** start **

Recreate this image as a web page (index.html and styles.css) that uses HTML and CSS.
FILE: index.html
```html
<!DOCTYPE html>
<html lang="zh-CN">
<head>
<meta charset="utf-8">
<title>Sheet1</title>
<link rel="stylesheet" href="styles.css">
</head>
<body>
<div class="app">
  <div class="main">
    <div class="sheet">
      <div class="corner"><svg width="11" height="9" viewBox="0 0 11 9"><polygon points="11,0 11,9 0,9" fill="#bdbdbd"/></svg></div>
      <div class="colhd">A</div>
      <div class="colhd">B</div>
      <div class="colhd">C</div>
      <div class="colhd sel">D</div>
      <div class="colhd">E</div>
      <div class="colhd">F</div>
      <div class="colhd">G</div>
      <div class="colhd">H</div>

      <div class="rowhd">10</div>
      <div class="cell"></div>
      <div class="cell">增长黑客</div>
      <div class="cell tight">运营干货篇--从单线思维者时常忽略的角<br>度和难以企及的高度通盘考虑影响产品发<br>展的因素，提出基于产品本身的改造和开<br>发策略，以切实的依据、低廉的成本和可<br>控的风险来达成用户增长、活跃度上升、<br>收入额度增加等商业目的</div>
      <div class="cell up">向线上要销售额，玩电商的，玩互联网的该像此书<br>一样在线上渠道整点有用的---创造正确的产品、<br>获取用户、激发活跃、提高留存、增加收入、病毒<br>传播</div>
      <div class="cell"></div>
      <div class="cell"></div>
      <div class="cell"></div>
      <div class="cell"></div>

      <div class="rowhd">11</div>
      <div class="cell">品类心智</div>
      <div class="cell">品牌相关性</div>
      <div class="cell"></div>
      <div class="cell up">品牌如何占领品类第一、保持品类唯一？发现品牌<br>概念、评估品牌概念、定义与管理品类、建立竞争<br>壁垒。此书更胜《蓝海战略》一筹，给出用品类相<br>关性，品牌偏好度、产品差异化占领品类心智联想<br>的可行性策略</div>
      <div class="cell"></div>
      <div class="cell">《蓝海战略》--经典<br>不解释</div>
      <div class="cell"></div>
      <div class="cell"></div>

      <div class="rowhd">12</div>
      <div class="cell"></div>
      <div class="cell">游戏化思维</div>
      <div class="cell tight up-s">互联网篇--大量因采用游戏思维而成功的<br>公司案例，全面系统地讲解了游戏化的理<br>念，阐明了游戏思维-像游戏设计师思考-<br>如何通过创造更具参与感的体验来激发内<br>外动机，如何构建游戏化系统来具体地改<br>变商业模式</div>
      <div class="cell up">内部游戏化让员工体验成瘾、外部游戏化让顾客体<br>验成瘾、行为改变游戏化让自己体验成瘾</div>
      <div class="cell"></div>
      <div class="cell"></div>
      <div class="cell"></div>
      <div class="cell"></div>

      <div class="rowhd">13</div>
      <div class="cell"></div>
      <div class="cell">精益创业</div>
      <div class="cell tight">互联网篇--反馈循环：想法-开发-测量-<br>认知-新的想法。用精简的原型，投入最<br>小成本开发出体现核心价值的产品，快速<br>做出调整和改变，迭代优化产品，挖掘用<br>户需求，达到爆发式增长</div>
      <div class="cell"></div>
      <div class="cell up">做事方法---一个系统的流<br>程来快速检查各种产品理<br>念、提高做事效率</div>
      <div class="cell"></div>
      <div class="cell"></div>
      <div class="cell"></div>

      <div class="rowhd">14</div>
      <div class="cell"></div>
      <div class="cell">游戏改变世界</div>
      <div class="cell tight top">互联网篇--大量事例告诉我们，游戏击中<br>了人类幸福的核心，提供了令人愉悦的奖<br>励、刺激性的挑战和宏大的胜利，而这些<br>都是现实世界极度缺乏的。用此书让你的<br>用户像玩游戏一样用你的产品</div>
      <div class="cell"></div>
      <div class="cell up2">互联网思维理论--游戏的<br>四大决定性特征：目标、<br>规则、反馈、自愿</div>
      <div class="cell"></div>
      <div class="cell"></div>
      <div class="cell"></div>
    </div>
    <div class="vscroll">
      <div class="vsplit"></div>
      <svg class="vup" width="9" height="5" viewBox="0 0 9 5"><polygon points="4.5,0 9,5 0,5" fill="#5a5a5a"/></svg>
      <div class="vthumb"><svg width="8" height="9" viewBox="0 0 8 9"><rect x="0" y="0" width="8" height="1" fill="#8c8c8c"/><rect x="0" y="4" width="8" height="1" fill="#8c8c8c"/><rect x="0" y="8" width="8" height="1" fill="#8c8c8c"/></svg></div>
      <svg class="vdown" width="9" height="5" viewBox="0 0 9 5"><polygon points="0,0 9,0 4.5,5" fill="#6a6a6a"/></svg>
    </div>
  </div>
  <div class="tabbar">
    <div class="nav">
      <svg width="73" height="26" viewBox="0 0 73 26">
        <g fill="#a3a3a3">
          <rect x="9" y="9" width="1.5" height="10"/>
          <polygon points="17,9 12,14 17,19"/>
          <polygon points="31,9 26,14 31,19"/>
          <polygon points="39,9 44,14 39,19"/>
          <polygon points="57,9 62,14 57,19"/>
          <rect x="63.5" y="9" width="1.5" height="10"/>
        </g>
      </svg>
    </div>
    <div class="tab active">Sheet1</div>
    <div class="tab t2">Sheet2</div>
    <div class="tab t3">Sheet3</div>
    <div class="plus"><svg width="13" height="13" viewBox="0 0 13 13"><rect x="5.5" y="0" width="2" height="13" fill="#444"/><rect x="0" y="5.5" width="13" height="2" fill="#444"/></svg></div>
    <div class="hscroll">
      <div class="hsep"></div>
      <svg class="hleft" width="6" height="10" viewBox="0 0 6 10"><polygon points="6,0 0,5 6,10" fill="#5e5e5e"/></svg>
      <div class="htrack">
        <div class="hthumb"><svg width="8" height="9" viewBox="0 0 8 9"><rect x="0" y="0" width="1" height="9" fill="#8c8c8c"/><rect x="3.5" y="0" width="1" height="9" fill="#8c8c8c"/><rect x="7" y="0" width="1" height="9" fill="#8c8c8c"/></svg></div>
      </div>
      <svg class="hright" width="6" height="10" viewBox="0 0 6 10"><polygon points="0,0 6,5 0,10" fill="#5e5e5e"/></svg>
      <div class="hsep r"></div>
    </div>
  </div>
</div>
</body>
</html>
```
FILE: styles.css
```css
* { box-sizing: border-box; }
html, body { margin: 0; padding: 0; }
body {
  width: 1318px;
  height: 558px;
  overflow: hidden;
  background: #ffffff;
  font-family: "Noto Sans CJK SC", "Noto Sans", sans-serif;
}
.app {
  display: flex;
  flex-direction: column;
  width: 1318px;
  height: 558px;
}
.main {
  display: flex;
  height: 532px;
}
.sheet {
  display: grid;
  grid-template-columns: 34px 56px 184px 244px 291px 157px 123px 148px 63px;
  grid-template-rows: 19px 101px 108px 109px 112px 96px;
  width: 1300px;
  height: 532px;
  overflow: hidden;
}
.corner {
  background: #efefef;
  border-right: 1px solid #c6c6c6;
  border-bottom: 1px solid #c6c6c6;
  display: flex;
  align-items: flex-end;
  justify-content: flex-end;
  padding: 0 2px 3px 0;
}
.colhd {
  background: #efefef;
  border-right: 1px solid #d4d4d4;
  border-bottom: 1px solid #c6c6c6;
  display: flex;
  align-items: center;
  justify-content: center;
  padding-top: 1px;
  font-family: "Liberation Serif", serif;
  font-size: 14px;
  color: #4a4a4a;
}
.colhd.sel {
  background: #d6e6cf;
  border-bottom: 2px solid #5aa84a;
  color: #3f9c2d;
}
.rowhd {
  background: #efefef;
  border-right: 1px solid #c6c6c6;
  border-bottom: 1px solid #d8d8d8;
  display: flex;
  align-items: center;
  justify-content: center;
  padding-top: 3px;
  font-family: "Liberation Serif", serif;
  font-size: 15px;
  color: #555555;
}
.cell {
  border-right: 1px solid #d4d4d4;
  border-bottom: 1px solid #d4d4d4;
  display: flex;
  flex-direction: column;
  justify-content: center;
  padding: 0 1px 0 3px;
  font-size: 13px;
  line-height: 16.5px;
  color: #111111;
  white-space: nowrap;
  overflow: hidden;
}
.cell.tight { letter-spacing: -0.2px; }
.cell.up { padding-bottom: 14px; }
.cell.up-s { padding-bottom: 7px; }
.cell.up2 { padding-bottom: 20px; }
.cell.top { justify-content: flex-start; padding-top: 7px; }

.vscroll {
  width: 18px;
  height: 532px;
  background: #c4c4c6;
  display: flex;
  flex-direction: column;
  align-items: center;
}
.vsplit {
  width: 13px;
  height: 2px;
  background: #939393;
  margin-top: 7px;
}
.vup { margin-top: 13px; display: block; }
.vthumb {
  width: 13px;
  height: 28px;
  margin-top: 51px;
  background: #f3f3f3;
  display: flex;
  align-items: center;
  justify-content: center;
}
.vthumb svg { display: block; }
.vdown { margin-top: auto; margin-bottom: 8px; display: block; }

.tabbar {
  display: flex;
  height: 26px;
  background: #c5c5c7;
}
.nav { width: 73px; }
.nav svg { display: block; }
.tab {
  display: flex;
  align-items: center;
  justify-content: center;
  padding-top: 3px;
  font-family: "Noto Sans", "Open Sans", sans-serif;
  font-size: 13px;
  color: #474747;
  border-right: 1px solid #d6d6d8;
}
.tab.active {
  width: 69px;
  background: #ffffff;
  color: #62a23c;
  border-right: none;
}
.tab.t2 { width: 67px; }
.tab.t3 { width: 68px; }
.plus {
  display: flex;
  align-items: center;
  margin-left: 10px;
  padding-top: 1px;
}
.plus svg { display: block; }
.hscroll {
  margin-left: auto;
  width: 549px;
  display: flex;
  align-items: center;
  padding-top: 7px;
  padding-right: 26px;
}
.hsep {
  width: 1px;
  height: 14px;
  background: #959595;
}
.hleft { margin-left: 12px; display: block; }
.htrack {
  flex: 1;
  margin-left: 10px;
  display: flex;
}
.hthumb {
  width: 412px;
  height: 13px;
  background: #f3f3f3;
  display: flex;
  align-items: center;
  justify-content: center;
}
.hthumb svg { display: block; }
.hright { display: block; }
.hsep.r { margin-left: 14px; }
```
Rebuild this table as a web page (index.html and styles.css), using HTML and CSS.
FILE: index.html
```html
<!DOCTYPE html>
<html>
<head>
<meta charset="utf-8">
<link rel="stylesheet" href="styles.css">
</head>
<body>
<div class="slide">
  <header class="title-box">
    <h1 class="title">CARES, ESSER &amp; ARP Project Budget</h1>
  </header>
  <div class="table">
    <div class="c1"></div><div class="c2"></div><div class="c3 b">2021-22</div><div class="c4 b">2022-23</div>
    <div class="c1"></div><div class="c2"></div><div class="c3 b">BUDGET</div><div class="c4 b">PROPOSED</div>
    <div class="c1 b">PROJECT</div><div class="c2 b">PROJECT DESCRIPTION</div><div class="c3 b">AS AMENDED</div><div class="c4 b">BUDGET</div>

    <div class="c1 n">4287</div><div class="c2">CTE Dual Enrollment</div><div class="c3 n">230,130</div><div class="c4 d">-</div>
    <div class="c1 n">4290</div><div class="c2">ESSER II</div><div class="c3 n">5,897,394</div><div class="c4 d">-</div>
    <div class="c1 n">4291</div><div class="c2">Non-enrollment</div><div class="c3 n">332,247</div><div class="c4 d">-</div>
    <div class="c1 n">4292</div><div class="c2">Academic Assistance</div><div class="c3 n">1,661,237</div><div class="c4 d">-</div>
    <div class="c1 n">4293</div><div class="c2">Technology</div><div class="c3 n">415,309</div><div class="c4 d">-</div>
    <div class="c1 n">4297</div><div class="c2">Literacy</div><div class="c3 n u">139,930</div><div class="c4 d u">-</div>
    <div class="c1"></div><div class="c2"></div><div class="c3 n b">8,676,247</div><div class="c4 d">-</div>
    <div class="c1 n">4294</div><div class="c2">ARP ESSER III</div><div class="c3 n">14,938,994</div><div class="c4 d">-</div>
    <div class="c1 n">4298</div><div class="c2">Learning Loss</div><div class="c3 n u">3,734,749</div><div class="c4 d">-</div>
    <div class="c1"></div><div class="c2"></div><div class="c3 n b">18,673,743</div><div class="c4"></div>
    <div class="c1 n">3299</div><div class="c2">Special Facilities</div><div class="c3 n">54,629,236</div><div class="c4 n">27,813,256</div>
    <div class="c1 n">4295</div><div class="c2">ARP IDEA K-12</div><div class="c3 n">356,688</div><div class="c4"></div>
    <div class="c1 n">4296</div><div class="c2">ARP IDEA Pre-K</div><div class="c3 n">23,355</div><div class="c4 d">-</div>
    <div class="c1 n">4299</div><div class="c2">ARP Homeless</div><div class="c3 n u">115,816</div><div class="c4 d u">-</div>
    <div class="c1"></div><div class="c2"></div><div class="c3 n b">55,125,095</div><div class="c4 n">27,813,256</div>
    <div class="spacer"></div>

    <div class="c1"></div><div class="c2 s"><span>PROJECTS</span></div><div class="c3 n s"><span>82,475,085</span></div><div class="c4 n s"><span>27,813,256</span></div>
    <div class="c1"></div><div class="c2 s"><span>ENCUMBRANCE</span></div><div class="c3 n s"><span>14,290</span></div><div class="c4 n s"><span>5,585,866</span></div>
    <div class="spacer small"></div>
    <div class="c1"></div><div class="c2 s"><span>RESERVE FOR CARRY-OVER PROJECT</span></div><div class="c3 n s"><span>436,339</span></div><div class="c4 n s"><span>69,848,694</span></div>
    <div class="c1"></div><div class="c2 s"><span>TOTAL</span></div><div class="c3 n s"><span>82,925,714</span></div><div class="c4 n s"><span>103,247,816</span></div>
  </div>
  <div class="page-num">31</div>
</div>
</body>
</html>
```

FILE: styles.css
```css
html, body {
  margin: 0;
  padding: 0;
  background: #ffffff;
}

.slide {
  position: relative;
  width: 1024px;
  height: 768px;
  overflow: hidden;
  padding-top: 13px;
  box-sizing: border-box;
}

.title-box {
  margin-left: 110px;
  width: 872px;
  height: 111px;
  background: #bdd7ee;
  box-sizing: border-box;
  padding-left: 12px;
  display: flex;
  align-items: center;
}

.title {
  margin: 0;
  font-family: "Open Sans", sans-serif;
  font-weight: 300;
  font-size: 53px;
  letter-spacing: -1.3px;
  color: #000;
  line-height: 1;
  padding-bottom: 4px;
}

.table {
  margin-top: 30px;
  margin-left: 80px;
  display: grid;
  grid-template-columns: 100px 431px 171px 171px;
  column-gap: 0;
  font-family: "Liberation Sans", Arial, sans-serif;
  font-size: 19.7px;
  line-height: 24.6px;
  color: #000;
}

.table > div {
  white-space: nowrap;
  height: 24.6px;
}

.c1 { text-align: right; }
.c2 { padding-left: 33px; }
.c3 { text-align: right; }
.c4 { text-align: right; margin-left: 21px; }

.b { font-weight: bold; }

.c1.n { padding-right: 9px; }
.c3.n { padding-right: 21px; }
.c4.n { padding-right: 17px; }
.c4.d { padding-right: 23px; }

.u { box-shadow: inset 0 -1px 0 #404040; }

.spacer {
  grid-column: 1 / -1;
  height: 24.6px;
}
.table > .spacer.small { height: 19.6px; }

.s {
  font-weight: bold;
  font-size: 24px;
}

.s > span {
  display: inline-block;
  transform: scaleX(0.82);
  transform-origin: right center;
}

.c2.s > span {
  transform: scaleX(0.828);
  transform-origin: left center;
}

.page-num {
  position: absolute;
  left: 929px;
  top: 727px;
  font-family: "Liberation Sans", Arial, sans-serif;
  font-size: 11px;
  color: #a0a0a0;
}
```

** end **

Spot every line that holds "this" and copy it.

• Completed exercise:
Recreate this image as a web page (index.html and styles.css) that uses HTML and CSS.
Rebuild this table as a web page (index.html and styles.css), using HTML and CSS.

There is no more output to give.